Rouge App Server Agents - 100 CPU

Posted by craig love on 12-Apr-2017 20:08

OpenEdge 11.3.2　

QAD2014EE　

I have the problem of the app server agent using all the CPU (user space specifically. not sys.).　

Putting a strace on the PID show me it is waiting for an event on fd 137　

poll([{fd=137, events=POLLIN|POLLPRI|POLLRDNORM|POLLRDBAND}], 1, 0) = 0 (Timeout)　

Looking at the /proc file system tells me fd 137 is a socket.　

lrwx------ 1 root root 64 Apr 13 08:06 137 -> socket:[134684538]　

lsof and fuser let me track down the other end of the socket.　

In this case it is the broker (asbman -query the PID displayed in the Broker PID field).　

So what is that doing? strace on that PID　

It is appearing that too is waiting on a futex　

[root@auco-rh2 fd]# strace -p 32593　

Process 32593 attached　

futex(0x7f4aec5a19d0, FUTEX_WAIT, 32594, NULL　

Unlike the poll strace which just keeps printing poll, the strace on the broker just prints out futex once and nothing more.　

Nothing appears abonormal in the broker.log.　

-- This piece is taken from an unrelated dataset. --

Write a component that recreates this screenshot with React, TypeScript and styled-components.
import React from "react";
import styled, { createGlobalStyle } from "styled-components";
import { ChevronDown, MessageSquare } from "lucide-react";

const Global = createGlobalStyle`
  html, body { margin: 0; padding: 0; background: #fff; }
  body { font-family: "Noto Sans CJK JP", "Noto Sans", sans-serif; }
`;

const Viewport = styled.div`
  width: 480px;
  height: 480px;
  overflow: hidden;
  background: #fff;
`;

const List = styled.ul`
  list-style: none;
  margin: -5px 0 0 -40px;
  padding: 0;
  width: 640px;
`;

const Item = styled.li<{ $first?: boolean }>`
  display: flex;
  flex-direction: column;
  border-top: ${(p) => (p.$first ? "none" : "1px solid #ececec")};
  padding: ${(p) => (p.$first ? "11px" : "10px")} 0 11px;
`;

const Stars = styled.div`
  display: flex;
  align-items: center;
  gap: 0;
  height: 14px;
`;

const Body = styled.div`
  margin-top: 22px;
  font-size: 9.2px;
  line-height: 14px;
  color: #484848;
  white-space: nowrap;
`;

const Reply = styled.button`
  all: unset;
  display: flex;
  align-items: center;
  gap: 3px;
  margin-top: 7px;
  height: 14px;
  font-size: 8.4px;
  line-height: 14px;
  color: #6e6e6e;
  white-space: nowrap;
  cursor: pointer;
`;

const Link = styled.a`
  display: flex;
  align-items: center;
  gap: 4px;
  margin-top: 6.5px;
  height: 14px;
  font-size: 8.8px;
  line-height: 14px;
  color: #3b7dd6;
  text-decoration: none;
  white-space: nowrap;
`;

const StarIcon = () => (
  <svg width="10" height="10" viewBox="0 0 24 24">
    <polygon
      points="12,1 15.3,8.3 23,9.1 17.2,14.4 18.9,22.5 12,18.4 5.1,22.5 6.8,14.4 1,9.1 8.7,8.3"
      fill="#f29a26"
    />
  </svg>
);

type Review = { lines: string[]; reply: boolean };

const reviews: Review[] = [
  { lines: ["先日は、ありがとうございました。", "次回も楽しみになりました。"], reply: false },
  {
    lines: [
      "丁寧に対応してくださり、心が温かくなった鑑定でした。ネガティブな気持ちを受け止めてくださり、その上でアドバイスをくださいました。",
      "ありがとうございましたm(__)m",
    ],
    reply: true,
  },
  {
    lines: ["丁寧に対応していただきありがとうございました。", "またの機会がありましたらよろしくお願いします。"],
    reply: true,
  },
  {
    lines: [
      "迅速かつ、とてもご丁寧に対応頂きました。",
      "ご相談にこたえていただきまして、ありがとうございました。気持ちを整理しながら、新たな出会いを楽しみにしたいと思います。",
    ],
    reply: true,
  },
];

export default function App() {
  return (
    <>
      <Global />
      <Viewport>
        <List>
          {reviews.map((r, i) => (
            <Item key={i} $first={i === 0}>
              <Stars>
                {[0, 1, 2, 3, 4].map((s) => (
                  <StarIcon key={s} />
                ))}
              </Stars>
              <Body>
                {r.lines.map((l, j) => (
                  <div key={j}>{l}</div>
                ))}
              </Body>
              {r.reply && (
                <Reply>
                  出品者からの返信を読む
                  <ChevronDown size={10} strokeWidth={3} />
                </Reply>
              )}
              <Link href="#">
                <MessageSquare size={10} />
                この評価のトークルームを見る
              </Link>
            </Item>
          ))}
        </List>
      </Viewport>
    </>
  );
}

Has anyone encountered this type of issue before? i.e. app server agents taking all the cpu.

Any ideas on how to further narrow down what is happening?

Cheers

OpenEdge RDBMS - Forum

All Replies

Posted by cjbrandt on 12-Apr-2017 22:09

In OE 11.3 you should be able to dynamically change the logging level of the broker and app server. Might try increasing the logging to verbose see if that shows anything. Don't set it to extended in a prod system.

What are the app server agents doing in the database ?

Are you able to kill each agent and allow the broker to restart them without impacting the application ?

Look in $WRKDIR to make sure there are no java error logs and also check the admin server, app server and broker logs.

Posted by fredrik.richtner on 11-Mar-2020 11:32

Hi,

I have a case with 11.7.5 on Linux Redhat like this.

Debugging with strace gives that command "dbman" freezes on "futex(0x7f278b3829d0, FUTEX_WAIT".

Seems to be Java related.

Is there a knows reason why this happens?

I will do more debugging if it happens again.

/Fredrik

This thread is closed